Here again, the human dimension is the most important factor driving DfE. In response to Japanese concerns, in the early 1990s Ericsson Power Modules adopted tin-silver solder in the manufacturing of most of its products, pursuing the development of lead-free converters when European RoHS legislation was still only under discussion.
In early 2001, Ericsson Power Modules released the first fully compliant lead-free DC/DC converter designed to sustain the higher reflow temperature dictated by end customers migrating to lead-free at board level. Since then it has continuously worked hard to reduce any environmental impact associated with its products.
Considering the whole chain
DfE is a permanent development process. Many manufacturing changes that Ericsson introduced almost 25 years ago are still relevant (such as cardboard packaging and encapsulation-free products), but improving and optimizing the whole chain to further reduce environmental impact is an ongoing concern.

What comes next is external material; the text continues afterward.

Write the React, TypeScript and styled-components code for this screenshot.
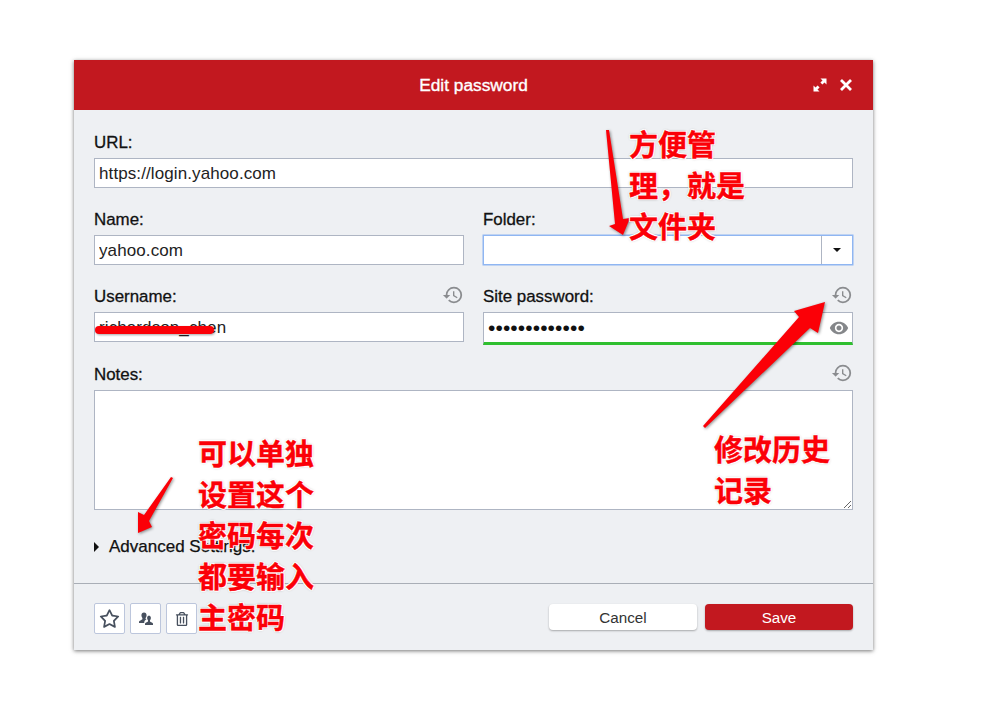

Taking the whole chain into consideration means that when a new project starts, we need to consider how the final product will be handled when leaving our facility, and right through its life-cycle. One example to illustrate this is the new board-to-board technology introduced by Ericsson earlier this year.
The board-to-board technique results from a complete analysis of reducing other side effects impacting on the environment, such as unnecessary mass that adds fuel costs during transportation, reducing energy consumed during assembling processes both when Ericsson manufactures the product and when it is assembled by the final customer, and optimizing the product for end-of-life recycling.
Board-to-board technology is the result of years of technical expertise, but nothing would have been possible without strong commitment from everyone engaged in the project. (See Figure 4, Ericsson Power Modules’ PKD-E DC/DC module uses board-to-board technology.)
Conclusion
Design for Environment is not a concept, it is a philosophy. As the old saying goes: "We haven't inherited the earth from our ancestors, we have borrowed it from our children."